Popular block size list allocation and re-use.
Garbage collection

1. Popular blocksize management

This is simply a system that manages blocks or different sizes for various lists that prevents the need to continually free and malloc the blocks. For popular objects instead of simply using malloc and free Ember has the functions:

// A generalised system for re-using allocated blocks to prevent memory fragmentation and delays
typedef enum {
UTIL_BLOCK_NEVERCLEAN, // Like malloc
UTIL_BLOCK_ALWAYSCLEAN // Always return a cleaned memory space
} UTIL_BLOCKTYPE;

extern void *util_block_alloc(int size, const char *name, UTIL_BLOCKTYPE type, int *pcounter);
extern void util_block_release_base(void *item, int size);

The programmer / Ember then merely requests blocks of a size and then hands them back, the block manager simply deals with storing the spares and re-allocating them as required. Thus these blocks are only allocated once (preventing fragmentation) and rapidly pulled off the spares list as needed.

This block system is also used as a foundation for the GC described below, a groundbreaking GC system possibly unique to Ember.

2. Efficient GC (Garbage Collection) in C

The advantages of garbage collection is as follows:

Nothing gets missed by the programmer
Nothing has to be explicitly tracked by the programmer
String manipulation becomes easy because allocations can be done on a casual as-needed basis because the original string doesn't need to be freed or tracked.

The disadvantages are all down to implementation defects that arise from the outdated philosophy that the garbage collector does all the work to decide what to free, and so GC tends to be slow, CPU intensive and complex.

The Ember GC however uses a different philosphy of storing the memory in the dustbin to start with, so when it's collected the system merely has to recycle the dustibins. Yes, it's that simple. That not only makes the GC fast, it actually makes it much much faster than traditional free()s because the memory is recycles dustbin by dustbin rather than item by item.

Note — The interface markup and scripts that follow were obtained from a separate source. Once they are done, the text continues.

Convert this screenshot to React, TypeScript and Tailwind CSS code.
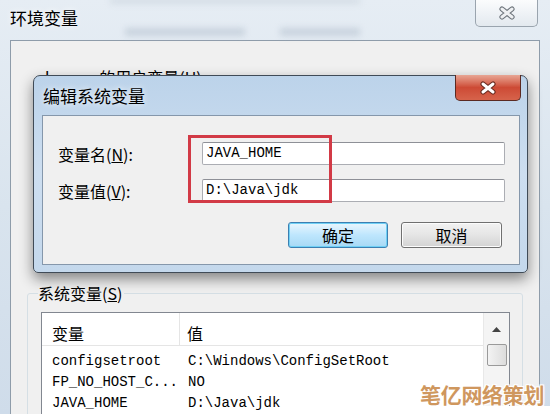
import React from "react";

function XGlyph({ light, dark, w = 18, h = 14 }: { light: string; dark: string; w?: number; h?: number }) {
  return (
    <svg width={w} height={h} viewBox="0 0 18 14">
      <path d="M4 3 L14 11 M14 3 L4 11" stroke={dark} strokeWidth="5.2" strokeLinecap="round" fill="none" />
      <path d="M4 3 L14 11 M14 3 L4 11" stroke={light} strokeWidth="3" strokeLinecap="round" fill="none" />
    </svg>
  );
}

const cjk = "font-['Microsoft_YaHei','Noto_Sans_CJK_SC','Noto_Sans',sans-serif]";
const mono = "font-['Liberation_Mono','Noto_Sans_CJK_SC',monospace]";

export default function App() {
  const rows = [
    ["configsetroot", "C:\\Windows\\ConfigSetRoot"],
    ["FP_NO_HOST_C...", "NO"],
    ["JAVA_HOME", "D:\\Java\\jdk"],
  ];
  return (
    <div className={`relative w-[550px] h-[414px] overflow-hidden bg-gradient-to-b from-[#e6edf4] via-[#d9e4ee] to-[#cfdcea] text-black ${cjk}`}>
      {/* blurred glass reflections */}
      <div className="absolute left-[125px] top-[28px] w-[120px] h-[8px] bg-[#b7c3d0] blur-[3px] opacity-60" />
      <div className="absolute left-[280px] top-[28px] w-[80px] h-[8px] bg-[#b7c3d0] blur-[3px] opacity-60" />
      <div className="absolute left-[110px] top-[-2px] w-[250px] h-[6px] bg-[#c2ccd6] blur-[3px] opacity-50" />

      {/* outer title bar */}
      <div className="flex h-[40px] justify-between">
        <div className="pl-[10px] pt-[8px] text-[17px] leading-[20px] [text-shadow:0_0_6px_#fff]">环境变量</div>
        <div className="mr-[12px] flex h-[27px] w-[63px] items-center justify-center rounded-b-[5px] border border-t-0 border-[#9aa4ae] bg-gradient-to-b from-[#fbfcfd] to-[#e3e9ef]">
          <XGlyph light="#eef0f2" dark="#6d747b" />
        </div>
      </div>

      {/* outer client area */}
      <div className="mx-[10px] h-[380px] border border-[#8e9caa] bg-[#f0f0f0] pt-[26px]">
        <div className="pl-[34px] text-[16px] leading-[20px]">lenovo 的用户变量(<span className="underline">U</span>)</div>

        <div className="relative mx-[16px] mt-[206px] h-[200px] rounded-[3px] border border-[#d5dfe5]">
          <div className="absolute left-[10px] top-[-11px] bg-[#f0f0f0] pr-[2px] text-[16px] leading-[20px]">
            系统变量(<span className="underline">S</span>)
          </div>
          <div className="ml-[13px] mr-[12px] mt-[18px] flex h-[120px] border border-[#828790] bg-white">
            <div className="flex-1">
              <div className="flex h-[33px] border-b border-[#e5e5e5] text-[16px] leading-[20px]">
                <div className="w-[138px] border-r border-[#e5e5e5] pl-[10px] pt-[10px]">变量</div>
                <div className="pl-[7px] pt-[10px]">值</div>
              </div>
              <div className={`pt-[5px] text-[14px] ${mono}`}>
                {rows.map(([n, v]) => (
                  <div key={n} className="flex h-[21px] items-center">
                    <div className="w-[139px] pl-[10px] whitespace-pre">{n}</div>
                    <div className="pl-[7px] whitespace-pre">{v}</div>
                  </div>
                ))}
              </div>
            </div>
            <div className="flex w-[26px] flex-col items-center border-l border-[#e8e8e8] bg-[#f4f4f4]">
              <div className="flex h-[31px] items-center justify-center pt-[2px]">
                <svg width="9" height="5" viewBox="0 0 9 5">
                  <path d="M0 5 L4.5 0 L9 5 Z" fill="#444" />
                </svg>
              </div>
              <div className="h-[22px] w-[20px] rounded-[2px] border border-[#9a9a9a] bg-gradient-to-r from-[#f3f3f3] to-[#dcdcdc]" />
            </div>
          </div>
        </div>
      </div>

      {/* edit dialog window */}
      <div className="absolute left-[33px] top-[75px] flex h-[198px] w-[495px] flex-col rounded-t-[7px] rounded-b-[5px] border border-[#404b57] bg-gradient-to-b from-[#bcd3ea] via-[#cddef0] to-[#c4d8ec] shadow-[0_6px_14px_rgba(0,0,0,0.45)]">
        <div className="absolute right-[6px] top-[-1px] flex h-[26px] w-[66px] items-center justify-center rounded-b-[5px] border border-t-0 border-[#5b2a22] bg-gradient-to-b from-[#e7a594] via-[#cd4a35] to-[#d6634b]">
          <XGlyph light="#ffffff" dark="#6a2b20" />
        </div>
        <div className="h-[39px] pl-[9px] pt-[10px] text-[17px] leading-[20px] [text-shadow:0_0_6px_#fff]">编辑系统变量</div>
        <div className="mb-[7px] ml-[8px] mr-[7px] flex-1 border border-[#8597ab] bg-[#f0f0f0] pt-[26px]">
          <div className="flex h-[23px] items-center">
            <div className="w-[159px] pl-[15px] text-[16px] leading-[20px]">变量名(<span className="underline">N</span>):</div>
            <div className={`flex h-[23px] w-[303px] items-center rounded-[2px] border border-[#abadb3] border-t-[#8e9097] bg-white pl-[3px] text-[14px] ${mono}`}>JAVA_HOME</div>
          </div>
          <div className="mt-[14px] flex h-[23px] items-center">
            <div className="w-[159px] pl-[15px] text-[16px] leading-[20px]">变量值(<span className="underline">V</span>):</div>
            <div className={`flex h-[23px] w-[303px] items-center rounded-[2px] border border-[#abadb3] border-t-[#8e9097] bg-white pl-[3px] text-[14px] ${mono}`}>D:\Java\jdk</div>
          </div>
          <div className="mt-[20px] flex justify-end gap-[13px] pr-[17px]">
            <div className="flex h-[26px] w-[100px] items-center justify-center rounded-[3px] border border-[#3c7fb1] bg-gradient-to-b from-[#eaf6fd] via-[#bee6fd] to-[#a7d9f5] text-[16px] shadow-[inset_0_0_0_1px_#6fd0f5]">
              确定
            </div>
            <div className="flex h-[26px] w-[101px] items-center justify-center rounded-[3px] border border-[#707070] bg-gradient-to-b from-[#f2f2f2] via-[#e5e5e5] to-[#d3d3d3] text-[16px] shadow-[inset_0_0_0_1px_#fcfcfc]">
              取消
            </div>
          </div>
        </div>
      </div>

      {/* red annotation box */}
      <div className="absolute left-[188px] top-[135px] h-[68px] w-[144px] border-[3px] border-[#d23a46]" />

      {/* watermark */}
      <div className="absolute left-[382px] top-[406px] h-[8px] w-[168px] bg-white" />
      <div className="absolute left-[420px] top-[381px] text-[21px] font-bold leading-[26px] tracking-[-0.3px] text-[#cf975e] [text-shadow:1px_1px_0_#fff,-1px_-1px_0_#fff,1px_-1px_0_#fff,-1px_1px_0_#fff,0_0_3px_#fff]">
        笔亿网络策划
      </div>
    </div>
  );
}
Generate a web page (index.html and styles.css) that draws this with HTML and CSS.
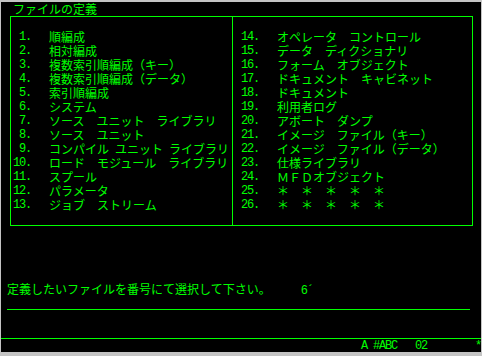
FILE: index.html
```html
<!DOCTYPE html>
<html lang="ja">
<head>
    <meta charset="UTF-8">
    <meta name="viewport" content="width=device-width, initial-scale=1.0">
    <title>ファイルの定義</title>
    <link rel="stylesheet" href="styles.css">
</head>
<body>
    <div class="screen">
        <div class="row title">ファイルの定義</div>

        <div class="frame">
            <ol class="col col-left">
                <li class="item"><span class="num">1.</span><span class="name">順編成</span></li>
                <li class="item"><span class="num">2.</span><span class="name">相対編成</span></li>
                <li class="item"><span class="num">3.</span><span class="name">複数索引順編成（キー）</span></li>
                <li class="item"><span class="num">4.</span><span class="name">複数索引順編成（データ）</span></li>
                <li class="item"><span class="num">5.</span><span class="name">索引順編成</span></li>
                <li class="item"><span class="num">6.</span><span class="name">システム</span></li>
                <li class="item"><span class="num">7.</span><span class="name">ソース　ユニット　ライブラリ</span></li>
                <li class="item"><span class="num">8.</span><span class="name">ソース　ユニット</span></li>
                <li class="item"><span class="num">9.</span><span class="name">コンパイル<span class="h"> </span>ユニット<span class="h"> </span>ライブラリ</span></li>
                <li class="item"><span class="num">10.</span><span class="name">ロード　モジュール　ライブラリ</span></li>
                <li class="item"><span class="num">11.</span><span class="name">スプール</span></li>
                <li class="item"><span class="num">12.</span><span class="name">パラメータ</span></li>
                <li class="item"><span class="num">13.</span><span class="name">ジョブ　ストリーム</span></li>
            </ol>
            <ol class="col col-right">
                <li class="item"><span class="num">14.</span><span class="name">オペレータ　コントロール</span></li>
                <li class="item"><span class="num">15.</span><span class="name">データ　ディクショナリ</span></li>
                <li class="item"><span class="num">16.</span><span class="name">フォーム　オブジェクト</span></li>
                <li class="item"><span class="num">17.</span><span class="name">ドキュメント　キャビネット</span></li>
                <li class="item"><span class="num">18.</span><span class="name">ドキュメント</span></li>
                <li class="item"><span class="num">19.</span><span class="name">利用者ログ</span></li>
                <li class="item"><span class="num">20.</span><span class="name">アボート　ダンプ</span></li>
                <li class="item"><span class="num">21.</span><span class="name">イメージ　ファイル（キー）</span></li>
                <li class="item"><span class="num">22.</span><span class="name">イメージ　ファイル（データ）</span></li>
                <li class="item"><span class="num">23.</span><span class="name">仕様ライブラリ</span></li>
                <li class="item"><span class="num">24.</span><span class="name">ＭＦＤオブジェクト</span></li>
                <li class="item"><span class="num">25.</span><span class="name">＊　＊　＊　＊　＊</span></li>
                <li class="item"><span class="num">26.</span><span class="name">＊　＊　＊　＊　＊</span></li>
            </ol>
        </div>

        <div class="row prompt">定義したいファイルを番号にて選択して下さい。<span class="h answer">6´</span></div>
        <div class="rule"></div>

        <div class="status h">A #ABC   02        *</div>
    </div>
</body>
</html>
```

FILE: styles.css
```css
body {
    margin: 0;
    background-color: #c4c4c4;
}
.screen {
    width: 480px;
    height: 350px;
    margin: 2px 1px 4px 1px;
    background-color: #000;
    color: #00ff00;
    font-family: "Noto Sans CJK JP", sans-serif;
    font-size: 12px;
    line-height: 14px;
    overflow: hidden;
}
.h,
.num {
    font-family: "Liberation Mono", monospace;
    font-size: 12px;
    letter-spacing: -1.2px;
    white-space: pre;
}
.row {
    height: 14px;
    white-space: pre;
}
.title {
    padding-left: 12px;
}
.frame {
    display: flex;
    width: 461px;
    margin-left: 9px;
    border: 1px solid #00ff00;
}
.col {
    list-style: none;
    margin: 0;
    padding: 13px 0;
}
.col-left {
    width: 219px;
    padding-left: 2px;
    border-right: 1px solid #00ff00;
}
.col-right {
    flex: 1;
    padding-left: 8px;
}
.item {
    display: flex;
    height: 14px;
    white-space: pre;
}
.num {
    width: 18px;
    text-align: right;
}
.name {
    margin-left: 18px;
}
.prompt {
    margin-top: 56px;
    padding-left: 6px;
}
.answer {
    margin-left: 30px;
}
.rule {
    width: 463px;
    height: 13px;
    margin-left: 6px;
    border-bottom: 1px solid #00ff00;
}
.status {
    display: block;
    margin-top: 28px;
    height: 13px;
    line-height: 14px;
    padding-left: 360px;
    border-top: 1px solid #00ff00;
}
```
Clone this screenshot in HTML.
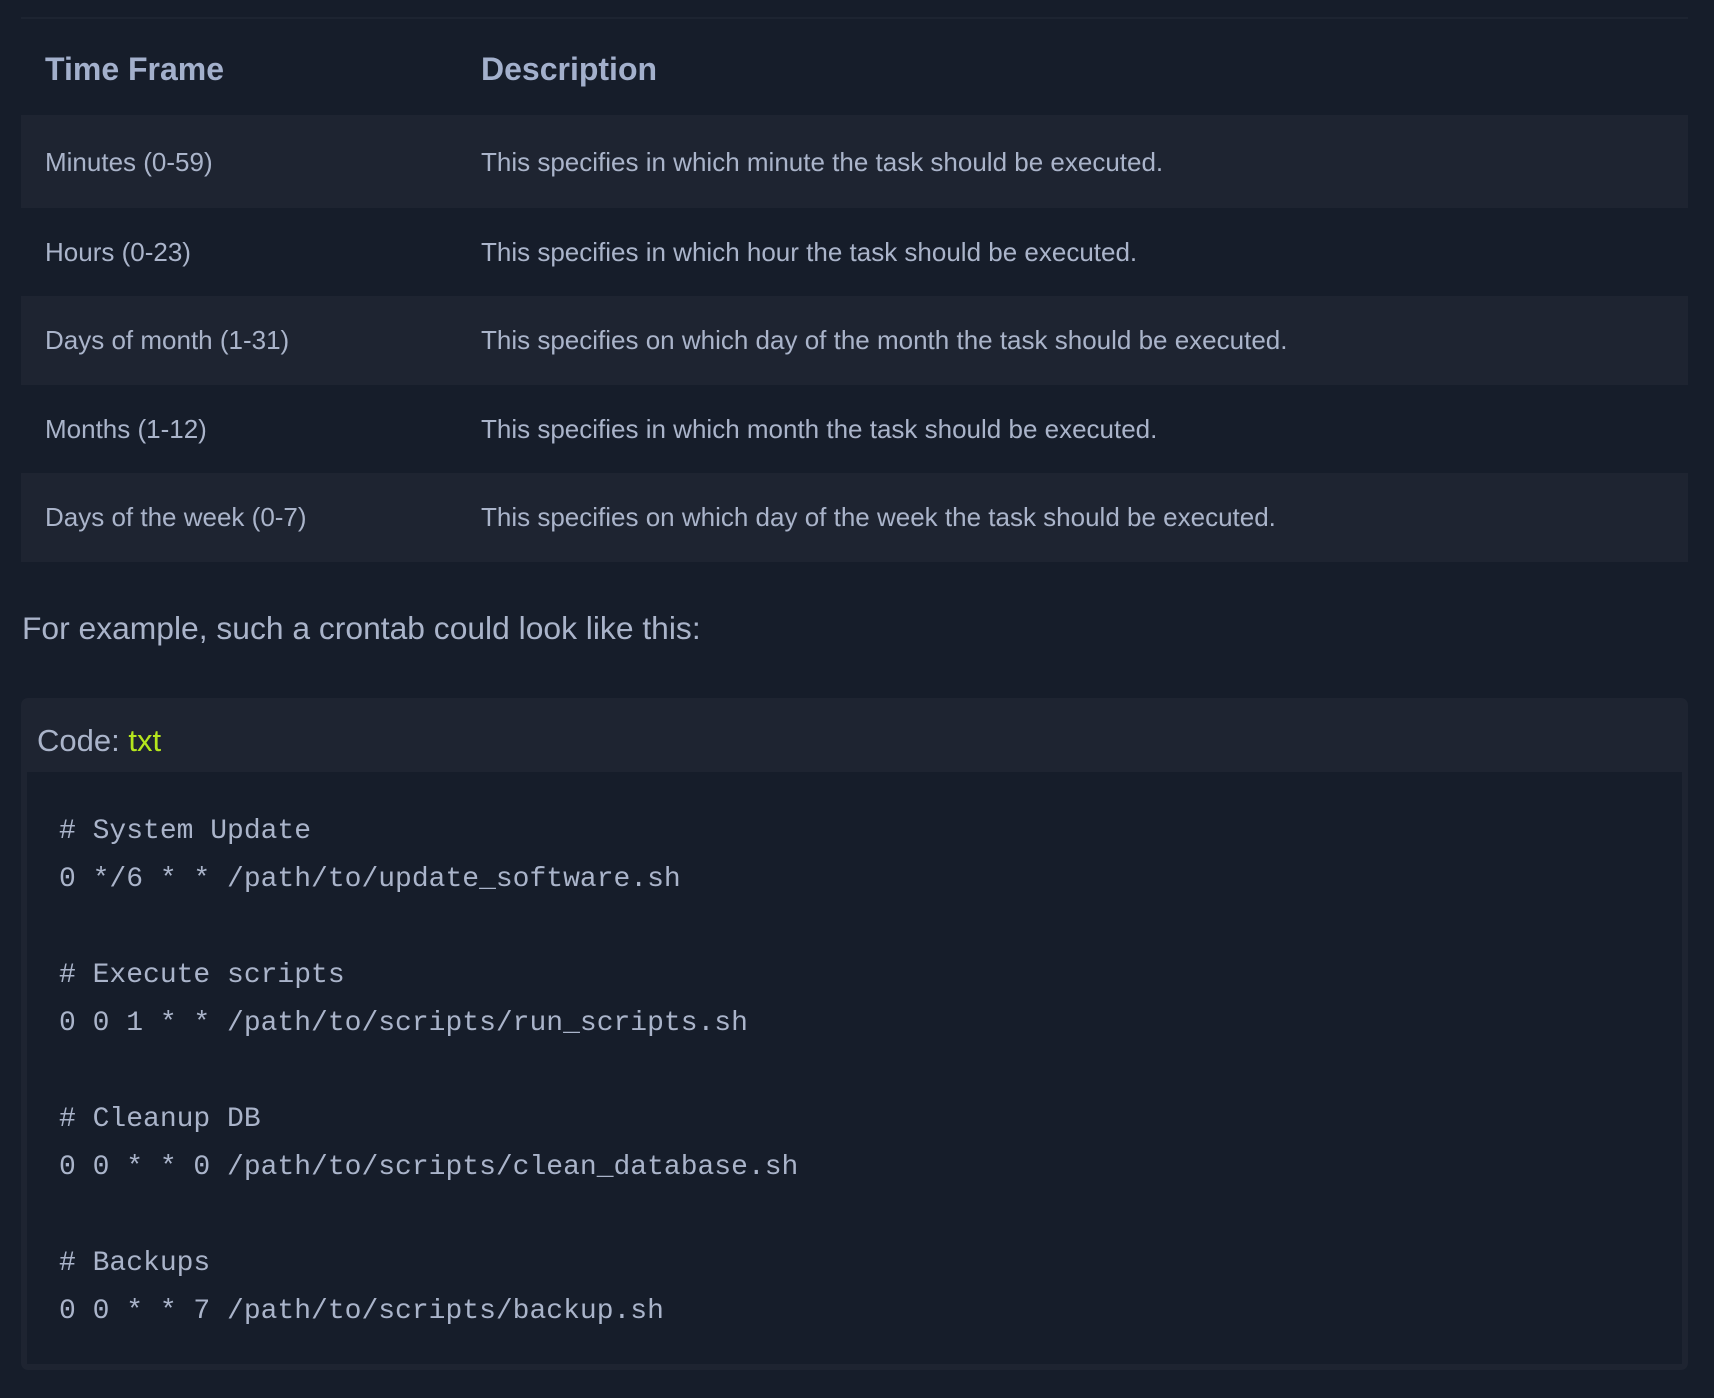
<!DOCTYPE html>
<html><head><meta charset="utf-8"><style>
html,body{margin:0;padding:0;background:#161d2a;width:1714px;height:1398px;overflow:hidden;font-family:"Liberation Sans",sans-serif;color:#aab4ca}
.topline{position:absolute;left:21px;right:26px;top:17px;height:2px;background:#1d2431}
.row{position:absolute;left:21px;width:1667px;height:89px}
.row.bg{background:#1e2431}
.c1,.c2{position:absolute;top:0;line-height:89px;font-size:26px;white-space:nowrap}
.c1{left:24px}.c2{left:460px}
.hdr .c1,.hdr .c2{font-weight:bold;font-size:32px;color:#a3b0cc;line-height:94px;top:1px}
.p{position:absolute;left:22px;top:608px;font-size:31.8px;line-height:40px;color:#aab4ca}
.code{position:absolute;left:21px;top:698px;width:1667px;height:672px;background:#1e2431;border-radius:7px}
.code .h{position:absolute;left:16px;top:24px;font-size:31px;line-height:38px}
.code .h span{color:#b5e61d}
.inner{position:absolute;left:6px;top:74px;width:1655px;height:592px;background:#161d2a}
pre{margin:0;position:absolute;left:32px;top:36px;font-family:"Liberation Mono",monospace;font-size:28px;line-height:48px;color:#aab4ca}
</style></head><body>
<div class="topline"></div>
<div class="row hdr" style="top:21px;height:94px"><div class="c1">Time Frame</div><div class="c2">Description</div></div>
<div class="row bg" style="top:115px;height:93px"><div class="c1" style="top:3px">Minutes (0-59)</div><div class="c2" style="top:3px">This specifies in which minute the task should be executed.</div></div>
<div class="row" style="top:208px;height:88px"><div class="c1">Hours (0-23)</div><div class="c2">This specifies in which hour the task should be executed.</div></div>
<div class="row bg" style="top:296px"><div class="c1">Days of month (1-31)</div><div class="c2">This specifies on which day of the month the task should be executed.</div></div>
<div class="row" style="top:385px;height:88px"><div class="c1">Months (1-12)</div><div class="c2">This specifies in which month the task should be executed.</div></div>
<div class="row bg" style="top:473px"><div class="c1">Days of the week (0-7)</div><div class="c2">This specifies on which day of the week the task should be executed.</div></div>
<div class="p">For example, such a crontab could look like this:</div>
<div class="code"><div class="h">Code: <span>txt</span></div>
<div class="inner"><pre># System Update
0 */6 * * /path/to/update_software.sh

# Execute scripts
0 0 1 * * /path/to/scripts/run_scripts.sh

# Cleanup DB
0 0 * * 0 /path/to/scripts/clean_database.sh

# Backups
0 0 * * 7 /path/to/scripts/backup.sh</pre></div></div>
</body></html>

So all the ember system does is to use a context to identify the dustbin/bins for the particular operation at hand, so when the page is served they can simply be collected:

// NEW (GC collected allocations)
extern void *util_new_noclear(int size, void *context); // Does not clear the memory it allocates (faster)
extern void *util_new(int size, void *context);

// Tidy / free
extern void util_garbage_collect(void *context); // When a session closes..

// GC string ops
extern char *util_strdup_new(const char *sval, void *context);
:

Because of various optimisations such as tracking the current new() block etc. the allocation is simpler and faster than the system malloc() as all it does it allocate - no need for search for holes to use, it simply has to decide:

Allocate in the current block if there is space
Create a new block
Do a custom sized allocation for the rare items that are > blocksize in use

Using a signature for memory check integrity the Ember new() allocation is a simple, rapid, linear allocation across blocks that are used for the current task, and then collected when the page serve ends or the data is not needed anymore.

For large static data like JSON data etc the static address of the data structure pointer is used as the context, so when the data is refreshed the GC is simply run and the new() data built up again. I.e. the GC is not limited to page serving transactions, it's rather good at static data structures too. Because of the underlying block nature of the memory organisation a refresh of a complex data structure need not even call malloc, it can simply reuse the collected blocks.

Garbage collection is therefore extremely simple, the blocks for the context are identified and handed back to the blocksize manager for reuse in a very rapid, simple operation and the entire memory used is now available for other threads and pages to use.

Advantages of the Ember C based GC

Allocation is faster than using malloc()
String operations are much easier
Memory leaks are eliminated
Collection is significantly faster than free() ing all the separate little items
Note this also saves the effort of traversing lists etc. when freeing so the speedup is quite dramatic.
Eliminates memory fragmentation, an issue with long running webservers and streamers

So Cutestudio's technology is not just a fast GC system, it's actually faster than traditional C memory systems.
An example of the block-based system in use in SeeDeClip4:

The 'new block' items are those used by the GC memory system, the size is arbitrary but in this case a block size of 256k was chosen as most items fit in there and it's a small enough size to not waste much space when the webserver is busy serving multiple http requests.
It can be seen that 6 are sitting on the 'spares' queue for instant use, most of the 191 issued blocks are for static data (JSON node data) for tracking various audio parameters of a music library.

The other blocks are managed by the popular blocksize manager and are allocated only once, after that they merely hop between lists within the program and spare lists for immediate re-use. This saves calls to malloc() and free() and fragmentation issues as they are allocated once and instantly available from the spares list as needed. Blocks of a particular size can be shared between various lists, only the size determines

Note: Lists in use by the program are generally managed via universal hash-table functions for fast access.